■ **Task to complete**
Reproduce all lines of the listing below in which the word "styles" occurs.

■ **Data block**

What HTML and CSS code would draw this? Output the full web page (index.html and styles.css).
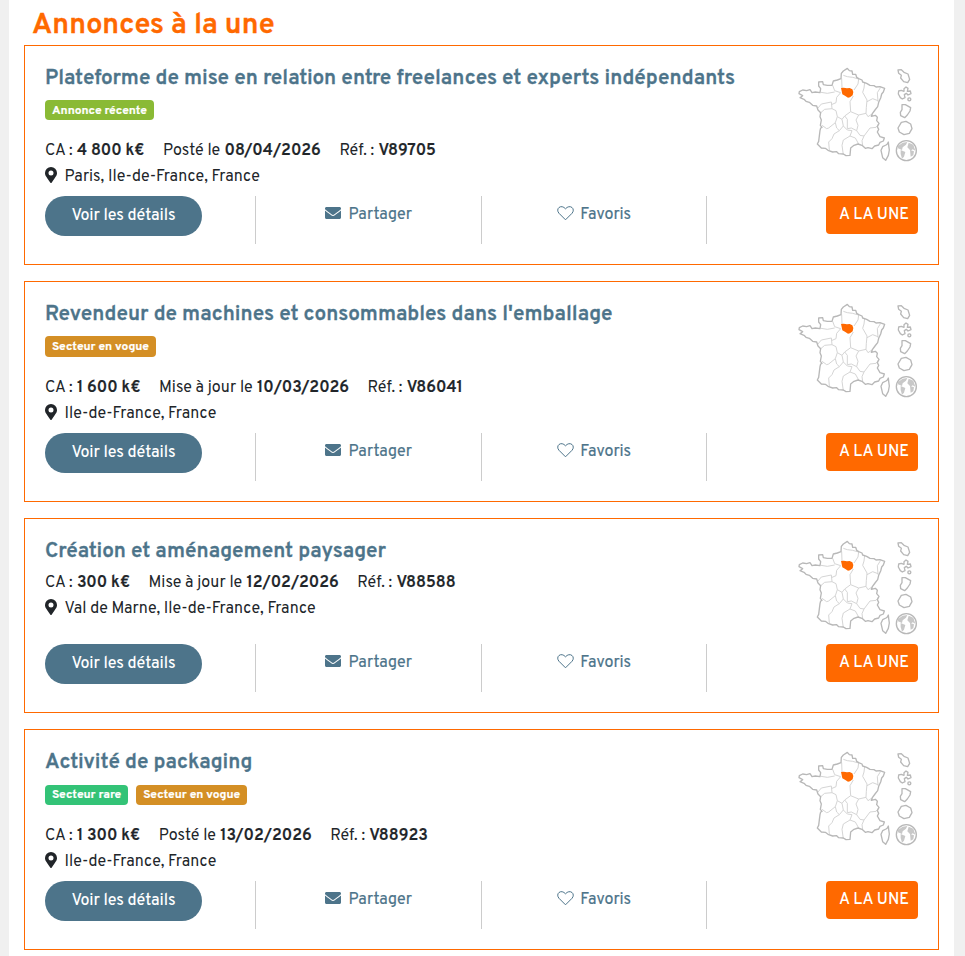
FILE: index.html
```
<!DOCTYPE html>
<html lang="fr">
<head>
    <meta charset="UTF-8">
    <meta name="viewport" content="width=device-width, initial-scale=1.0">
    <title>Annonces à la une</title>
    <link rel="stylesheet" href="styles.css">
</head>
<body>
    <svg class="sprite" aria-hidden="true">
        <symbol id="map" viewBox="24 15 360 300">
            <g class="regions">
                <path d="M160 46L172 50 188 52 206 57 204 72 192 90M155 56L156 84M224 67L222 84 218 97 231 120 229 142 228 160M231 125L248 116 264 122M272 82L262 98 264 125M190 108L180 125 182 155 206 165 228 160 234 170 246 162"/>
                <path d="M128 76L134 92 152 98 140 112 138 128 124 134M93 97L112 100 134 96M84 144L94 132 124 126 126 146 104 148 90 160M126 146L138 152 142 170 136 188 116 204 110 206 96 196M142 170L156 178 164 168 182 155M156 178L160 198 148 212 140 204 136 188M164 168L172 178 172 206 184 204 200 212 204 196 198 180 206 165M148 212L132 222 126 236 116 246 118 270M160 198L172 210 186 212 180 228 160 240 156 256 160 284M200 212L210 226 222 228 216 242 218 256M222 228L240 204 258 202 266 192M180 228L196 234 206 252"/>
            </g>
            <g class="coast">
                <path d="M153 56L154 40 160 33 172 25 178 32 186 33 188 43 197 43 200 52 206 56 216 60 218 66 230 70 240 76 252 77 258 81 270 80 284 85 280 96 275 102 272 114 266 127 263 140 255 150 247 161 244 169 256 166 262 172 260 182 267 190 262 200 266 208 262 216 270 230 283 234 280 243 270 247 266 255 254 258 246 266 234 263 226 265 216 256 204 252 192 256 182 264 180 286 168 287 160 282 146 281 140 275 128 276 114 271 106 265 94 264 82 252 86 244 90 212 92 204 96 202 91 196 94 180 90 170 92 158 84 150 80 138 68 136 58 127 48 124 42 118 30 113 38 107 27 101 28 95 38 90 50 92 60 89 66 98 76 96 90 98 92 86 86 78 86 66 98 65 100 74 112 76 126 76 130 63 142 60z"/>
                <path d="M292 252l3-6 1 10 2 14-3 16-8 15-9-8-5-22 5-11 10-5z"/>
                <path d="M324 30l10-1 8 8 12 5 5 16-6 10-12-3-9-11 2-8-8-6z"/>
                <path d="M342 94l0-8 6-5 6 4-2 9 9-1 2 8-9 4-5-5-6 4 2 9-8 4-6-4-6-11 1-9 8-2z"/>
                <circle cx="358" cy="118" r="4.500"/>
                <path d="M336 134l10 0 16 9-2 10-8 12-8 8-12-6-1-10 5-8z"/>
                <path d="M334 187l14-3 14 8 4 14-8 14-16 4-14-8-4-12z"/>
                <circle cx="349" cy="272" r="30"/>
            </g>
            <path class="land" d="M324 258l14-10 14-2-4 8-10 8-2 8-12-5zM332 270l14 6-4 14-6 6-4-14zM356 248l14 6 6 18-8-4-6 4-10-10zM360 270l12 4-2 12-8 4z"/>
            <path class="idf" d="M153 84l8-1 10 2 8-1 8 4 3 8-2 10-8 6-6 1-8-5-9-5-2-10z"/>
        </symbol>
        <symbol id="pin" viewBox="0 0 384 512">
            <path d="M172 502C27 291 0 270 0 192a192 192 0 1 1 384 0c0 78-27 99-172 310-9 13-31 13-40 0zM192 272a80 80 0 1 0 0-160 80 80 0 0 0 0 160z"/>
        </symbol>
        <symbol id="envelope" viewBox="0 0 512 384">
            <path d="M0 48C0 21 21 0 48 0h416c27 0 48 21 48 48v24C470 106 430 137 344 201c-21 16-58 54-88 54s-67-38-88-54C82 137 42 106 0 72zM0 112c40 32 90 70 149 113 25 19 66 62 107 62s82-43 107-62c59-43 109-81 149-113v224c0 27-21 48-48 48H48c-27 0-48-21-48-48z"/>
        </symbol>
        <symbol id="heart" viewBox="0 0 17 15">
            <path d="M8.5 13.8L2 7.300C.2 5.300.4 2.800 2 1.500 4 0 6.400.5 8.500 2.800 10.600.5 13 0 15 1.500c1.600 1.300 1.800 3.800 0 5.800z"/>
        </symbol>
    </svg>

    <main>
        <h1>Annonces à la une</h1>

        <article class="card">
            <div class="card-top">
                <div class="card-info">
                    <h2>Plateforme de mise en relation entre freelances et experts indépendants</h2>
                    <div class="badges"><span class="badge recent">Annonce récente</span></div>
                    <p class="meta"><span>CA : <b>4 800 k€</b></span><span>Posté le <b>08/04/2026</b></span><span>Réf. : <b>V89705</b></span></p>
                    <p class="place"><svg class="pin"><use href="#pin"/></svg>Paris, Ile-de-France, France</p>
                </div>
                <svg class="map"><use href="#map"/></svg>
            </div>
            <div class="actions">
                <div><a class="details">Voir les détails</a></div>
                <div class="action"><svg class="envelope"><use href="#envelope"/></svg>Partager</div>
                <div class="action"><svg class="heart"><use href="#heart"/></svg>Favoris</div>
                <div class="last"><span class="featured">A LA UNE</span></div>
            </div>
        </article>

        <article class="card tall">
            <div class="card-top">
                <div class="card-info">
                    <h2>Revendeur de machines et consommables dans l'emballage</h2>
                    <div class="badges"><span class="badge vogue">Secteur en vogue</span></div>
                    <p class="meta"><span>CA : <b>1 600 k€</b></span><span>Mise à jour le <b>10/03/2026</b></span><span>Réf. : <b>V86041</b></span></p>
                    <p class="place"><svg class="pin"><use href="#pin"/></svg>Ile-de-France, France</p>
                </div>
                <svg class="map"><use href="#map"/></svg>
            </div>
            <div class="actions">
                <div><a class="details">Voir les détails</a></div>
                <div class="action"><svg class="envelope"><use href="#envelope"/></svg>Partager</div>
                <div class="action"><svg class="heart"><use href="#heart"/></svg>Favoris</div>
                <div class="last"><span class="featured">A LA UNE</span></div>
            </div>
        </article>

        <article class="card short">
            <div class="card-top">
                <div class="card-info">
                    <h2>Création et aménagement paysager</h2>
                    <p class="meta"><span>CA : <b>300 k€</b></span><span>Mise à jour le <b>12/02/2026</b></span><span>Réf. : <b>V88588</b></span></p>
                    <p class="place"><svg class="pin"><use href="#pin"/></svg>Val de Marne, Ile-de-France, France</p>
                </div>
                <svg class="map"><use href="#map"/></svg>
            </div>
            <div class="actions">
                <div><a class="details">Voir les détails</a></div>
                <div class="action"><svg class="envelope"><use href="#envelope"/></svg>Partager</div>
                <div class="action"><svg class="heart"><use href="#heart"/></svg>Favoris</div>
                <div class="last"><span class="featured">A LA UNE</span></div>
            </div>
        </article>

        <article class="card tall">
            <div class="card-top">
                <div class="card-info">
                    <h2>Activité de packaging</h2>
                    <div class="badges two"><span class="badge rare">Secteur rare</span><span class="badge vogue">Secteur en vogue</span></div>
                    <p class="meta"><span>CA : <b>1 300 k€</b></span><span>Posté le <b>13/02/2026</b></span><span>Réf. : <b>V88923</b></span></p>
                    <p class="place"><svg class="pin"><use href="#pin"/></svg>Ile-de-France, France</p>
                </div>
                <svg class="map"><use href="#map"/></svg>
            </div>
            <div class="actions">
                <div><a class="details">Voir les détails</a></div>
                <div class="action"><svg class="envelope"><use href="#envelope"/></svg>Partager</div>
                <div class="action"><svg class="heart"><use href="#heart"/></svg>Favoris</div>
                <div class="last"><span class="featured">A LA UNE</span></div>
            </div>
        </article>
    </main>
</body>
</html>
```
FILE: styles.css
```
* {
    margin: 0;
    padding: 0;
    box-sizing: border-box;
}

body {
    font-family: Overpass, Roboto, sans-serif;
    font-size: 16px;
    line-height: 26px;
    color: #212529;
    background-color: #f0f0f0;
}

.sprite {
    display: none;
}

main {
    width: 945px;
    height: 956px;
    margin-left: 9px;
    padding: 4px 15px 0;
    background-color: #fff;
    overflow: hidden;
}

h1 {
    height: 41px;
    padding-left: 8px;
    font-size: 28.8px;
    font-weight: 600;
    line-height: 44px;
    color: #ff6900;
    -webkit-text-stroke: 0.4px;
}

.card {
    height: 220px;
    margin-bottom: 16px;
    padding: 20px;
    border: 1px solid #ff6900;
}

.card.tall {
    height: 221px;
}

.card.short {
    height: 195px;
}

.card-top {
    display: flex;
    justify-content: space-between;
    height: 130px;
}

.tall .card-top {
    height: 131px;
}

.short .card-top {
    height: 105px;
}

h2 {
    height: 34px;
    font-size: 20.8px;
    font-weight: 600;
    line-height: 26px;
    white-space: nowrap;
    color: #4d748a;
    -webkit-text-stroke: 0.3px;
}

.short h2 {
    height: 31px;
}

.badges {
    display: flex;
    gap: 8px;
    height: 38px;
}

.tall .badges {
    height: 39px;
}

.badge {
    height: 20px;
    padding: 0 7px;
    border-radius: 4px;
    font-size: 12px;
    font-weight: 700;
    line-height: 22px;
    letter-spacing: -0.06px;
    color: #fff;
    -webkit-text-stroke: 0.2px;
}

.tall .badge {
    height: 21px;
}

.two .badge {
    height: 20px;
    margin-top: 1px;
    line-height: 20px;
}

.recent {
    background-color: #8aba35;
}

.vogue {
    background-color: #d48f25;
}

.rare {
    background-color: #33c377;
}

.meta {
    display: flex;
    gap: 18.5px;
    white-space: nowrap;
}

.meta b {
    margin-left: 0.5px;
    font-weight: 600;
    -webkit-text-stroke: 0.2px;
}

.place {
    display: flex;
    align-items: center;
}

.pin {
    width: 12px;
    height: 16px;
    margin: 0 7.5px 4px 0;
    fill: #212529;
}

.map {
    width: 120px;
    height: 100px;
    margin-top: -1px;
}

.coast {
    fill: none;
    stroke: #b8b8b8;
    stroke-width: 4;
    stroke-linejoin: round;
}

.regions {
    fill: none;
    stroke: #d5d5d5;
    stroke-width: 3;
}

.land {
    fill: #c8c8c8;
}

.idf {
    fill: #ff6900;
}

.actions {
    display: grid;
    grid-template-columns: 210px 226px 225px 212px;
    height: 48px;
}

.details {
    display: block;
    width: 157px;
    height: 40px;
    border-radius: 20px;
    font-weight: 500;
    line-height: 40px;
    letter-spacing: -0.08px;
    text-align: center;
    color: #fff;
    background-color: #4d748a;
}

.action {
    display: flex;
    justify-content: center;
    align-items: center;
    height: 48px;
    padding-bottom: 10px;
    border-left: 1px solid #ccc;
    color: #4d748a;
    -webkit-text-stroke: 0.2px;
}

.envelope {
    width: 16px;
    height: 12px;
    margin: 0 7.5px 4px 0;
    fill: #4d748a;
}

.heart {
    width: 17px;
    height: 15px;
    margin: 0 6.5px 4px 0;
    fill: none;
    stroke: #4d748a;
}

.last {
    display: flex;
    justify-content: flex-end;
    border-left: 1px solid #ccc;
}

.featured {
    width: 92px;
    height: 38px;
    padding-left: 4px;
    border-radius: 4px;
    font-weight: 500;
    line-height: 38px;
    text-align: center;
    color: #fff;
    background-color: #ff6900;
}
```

■ **Exercise response**
What HTML and CSS code would draw this? Output the full web page (index.html and styles.css).
    <link rel="stylesheet" href="styles.css">
FILE: styles.css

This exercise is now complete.